>> Start Record extracts

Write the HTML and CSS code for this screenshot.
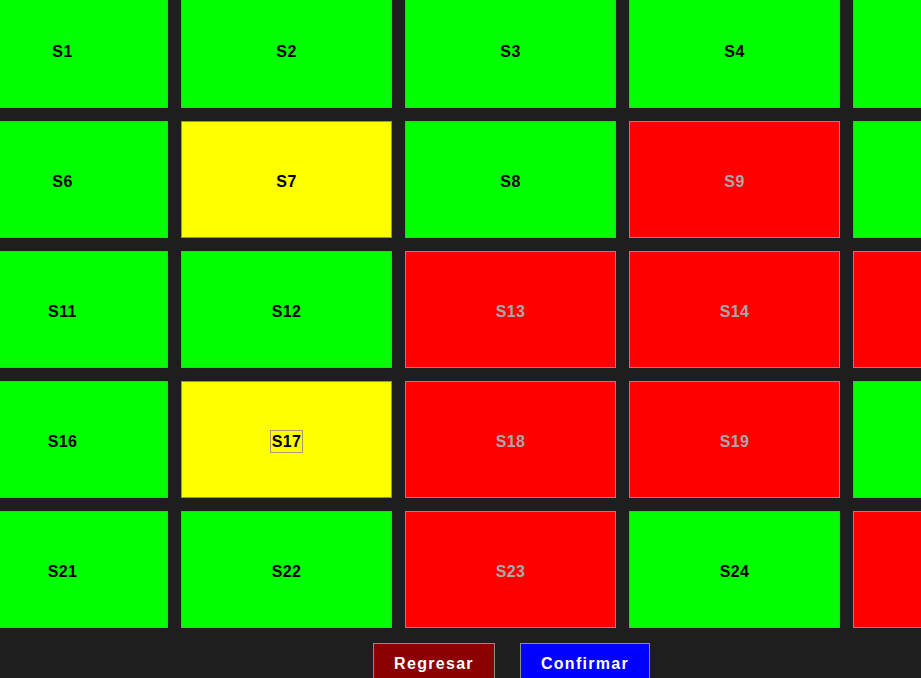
FILE: index.html
```html
<!DOCTYPE html>
<html lang="es">
<head>
<meta charset="utf-8">
<title>Asientos</title>
<link rel="stylesheet" href="styles.css">
</head>
<body>
<div class="grid">
  <div class="seat free"><span>S1</span></div>
  <div class="seat free"><span>S2</span></div>
  <div class="seat free"><span>S3</span></div>
  <div class="seat free"><span>S4</span></div>
  <div class="seat free"><span>S5</span></div>
  <div class="seat free"><span>S6</span></div>
  <div class="seat selected"><span>S7</span></div>
  <div class="seat free"><span>S8</span></div>
  <div class="seat taken"><span>S9</span></div>
  <div class="seat free"><span>S10</span></div>
  <div class="seat free"><span>S11</span></div>
  <div class="seat free"><span>S12</span></div>
  <div class="seat taken"><span>S13</span></div>
  <div class="seat taken"><span>S14</span></div>
  <div class="seat taken"><span>S15</span></div>
  <div class="seat free"><span>S16</span></div>
  <div class="seat selected"><span class="focus">S17</span></div>
  <div class="seat taken"><span>S18</span></div>
  <div class="seat taken"><span>S19</span></div>
  <div class="seat free"><span>S20</span></div>
  <div class="seat free"><span>S21</span></div>
  <div class="seat free"><span>S22</span></div>
  <div class="seat taken"><span>S23</span></div>
  <div class="seat free"><span>S24</span></div>
  <div class="seat taken"><span>S25</span></div>
</div>
<div class="actions">
  <button class="btn back">Regresar</button>
  <button class="btn confirm">Confirmar</button>
</div>
</body>
</html>
```

FILE: styles.css
```css
html, body {
  margin: 0;
  padding: 0;
  background: #1e1e1e;
  overflow: hidden;
  width: 921px;
  height: 678px;
  font-family: "Liberation Sans", Arial, sans-serif;
}

.grid {
  display: grid;
  grid-template-columns: repeat(5, 211px);
  grid-auto-rows: 117px;
  column-gap: 13px;
  row-gap: 13px;
  margin: -9px 0 0 -43px;
  width: max-content;
}

.seat {
  box-sizing: border-box;
  border: 1px solid #8c8c8c;
  display: flex;
  align-items: center;
  justify-content: center;
  font-size: 16px;
  font-weight: bold;
  letter-spacing: 0.4px;
  color: #000;
}

.seat span {
  padding: 2px 1px 1px 1px;
  margin-top: 4px;
}

.free { background: #00ff00; }
.selected { background: #ffff00; }
.taken { background: #ff0000; color: #a9a9a9; }

.focus {
  outline: 1px solid #a0a080;
}

.actions {
  display: flex;
  gap: 25px;
  padding: 15px 0 0 373px;
}

.btn {
  box-sizing: border-box;
  height: 42px;
  border: 1px solid #8c8c8c;
  color: #fff;
  font-family: "Liberation Sans", Arial, sans-serif;
  font-size: 16px;
  font-weight: bold;
  letter-spacing: 1.3px;
  padding: 0;
  margin: 0;
}

.back { background: #8b0000; width: 122px; }
.confirm { background: #0000ff; width: 130px; }
```
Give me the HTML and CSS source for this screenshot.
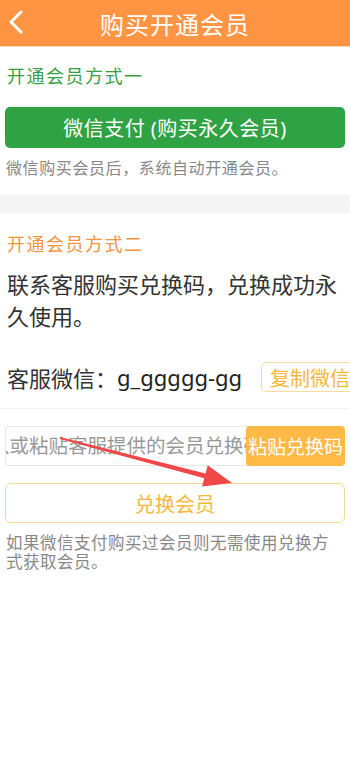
FILE: index.html
```
<!DOCTYPE html>
<html lang="zh-CN">
<head>
  <meta charset="UTF-8" />
  <meta name="viewport" content="width=device-width, initial-scale=1.0"/>
  <title>购买开通会员</title>
  <link rel="stylesheet" href="styles.css">
</head>
<body>
  <div class="topbar">
    <a class="back">
      <svg width="16" height="24" viewBox="0 0 16 24"><path d="M13 2 L3 12 L13 22" fill="none" stroke="#fff" stroke-width="3" stroke-linecap="round" stroke-linejoin="round"/></svg>
    </a>
    <h1>购买开通会员</h1>
  </div>

  <div class="section">
    <h3 class="sec-title green">开通会员方式一</h3>
    <button class="btn-pay">微信支付 (购买永久会员)</button>
    <p class="tip">微信购买会员后，系统自动开通会员。</p>
  </div>

  <div class="band"></div>

  <div class="section">
    <h3 class="sec-title orange">开通会员方式二</h3>
    <p class="desc">联系客服购买兑换码，兑换成功永久使用。</p>
    <div class="wx-row">
      <span class="wx-label">客服微信：</span><span class="wx-id">g_ggggg-gg</span>
      <button class="btn-copy">复制微信号</button>
    </div>
  </div>

  <div class="divider"></div>

  <div class="section">
    <div class="code-row">
      <div class="code-input"><span>请输入或粘贴客服提供的会员兑换码</span></div>
      <button class="btn-paste">粘贴兑换码</button>
    </div>
    <button class="btn-redeem">兑换会员</button>
    <p class="note">如果微信支付购买过会员则无需使用兑换方式获取会员。</p>
  </div>

  <svg class="arrow" width="350" height="763" viewBox="0 0 350 763">
    <polygon points="60,437 205.5,473.5 207.7,465.3 232,483 202.1,486.5 204.3,478.3 60,439" fill="#f04848"/>
  </svg>
</body>
</html>
```

FILE: styles.css
```
* {
  box-sizing: border-box;
}

body {
  margin: 0;
  font-family: "Noto Sans", "Noto Sans CJK SC", sans-serif;
  background: #fff;
  color: #333;
  width: 350px;
  min-height: 763px;
  overflow: hidden;
  position: relative;
}

.topbar {
  height: 47px;
  background: #ff9443;
  display: flex;
  align-items: center;
  justify-content: center;
  position: relative;
  border-bottom: 1px solid #ffd9bd;
}

.topbar h1 {
  margin: 0;
  color: #fff;
  font-size: 24px;
  font-weight: 400;
  letter-spacing: 1px;
}

.back {
  position: absolute;
  left: 8px;
  top: 10px;
  display: flex;
}

.section {
  padding: 0 5px;
}

.sec-title {
  margin: 0;
  font-size: 18px;
  font-weight: 400;
  letter-spacing: 1.5px;
  line-height: 24px;
  padding-left: 2px;
}

.green {
  color: #3a9e45;
  margin-top: 17px;
}

.orange {
  color: #f39440;
  margin-top: 19px;
}

.btn-pay {
  display: block;
  width: 100%;
  height: 41px;
  margin-top: 19px;
  border: none;
  border-radius: 5px;
  background: #2fa343;
  color: #fff;
  font-family: inherit;
  font-size: 20px;
  letter-spacing: 0.5px;
}

.tip {
  margin: 9px 0 0;
  font-size: 16px;
  letter-spacing: 0.6px;
  line-height: 22px;
  color: #888;
  padding-left: 1px;
}

.band {
  height: 18px;
  margin-top: 16px;
  background: #f5f5f5;
}

.desc {
  margin: 12px 0 0;
  padding-left: 2px;
  font-size: 22px;
  line-height: 32px;
  color: #333;
}

.wx-row {
  display: flex;
  align-items: center;
  margin-top: 30px;
  padding-left: 2px;
  white-space: nowrap;
  font-size: 22px;
  height: 30px;
}

.wx-id {
  color: #222;
}

.btn-copy {
  flex-shrink: 0;
  margin-left: 19px;
  height: 30px;
  padding: 0 8px;
  border: 1px solid #f6dc9c;
  border-radius: 5px;
  background: #fff;
  color: #f6b73c;
  font-family: inherit;
  font-size: 20px;
}

.divider {
  height: 1px;
  background: #f0f0f0;
  margin-top: 16px;
}

.code-row {
  display: flex;
  margin-top: 17px;
  height: 40px;
  overflow: hidden;
}

.code-input {
  flex: 1;
  border: 1px solid #e6e6e6;
  border-right: none;
  border-radius: 4px 0 0 4px;
  overflow: hidden;
  white-space: nowrap;
  display: flex;
  align-items: center;
}

.code-input span {
  margin-left: -55px;
  font-size: 19.5px;
  line-height: 24px;
  color: #999;
}

.btn-paste {
  width: 99px;
  flex-shrink: 0;
  margin-left: -6px;
  border: none;
  border-radius: 4px;
  background: #ffb947;
  color: #fff;
  font-family: inherit;
  font-size: 19px;
  padding: 0;
  white-space: nowrap;
}

.btn-redeem {
  display: block;
  width: 100%;
  height: 40px;
  margin-top: 17px;
  border: 1px solid #f5d98e;
  border-radius: 6px;
  background: #fff;
  color: #f6b93b;
  font-family: inherit;
  font-size: 20px;
}

.note {
  margin: 10px 0 0;
  padding-left: 1px;
  font-size: 16.5px;
  letter-spacing: 0.5px;
  line-height: 19px;
  color: #888;
}

.arrow {
  position: absolute;
  left: 0;
  top: 0;
  pointer-events: none;
}
```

>> End Record extracts

Request: Each line above that includes "code" should be shown.

Completed task:
Write the HTML and CSS code for this screenshot.
    <div class="code-row">
      <div class="code-input"><span>请输入或粘贴客服提供的会员兑换码</span></div>
.code-row {
.code-input {
.code-input span {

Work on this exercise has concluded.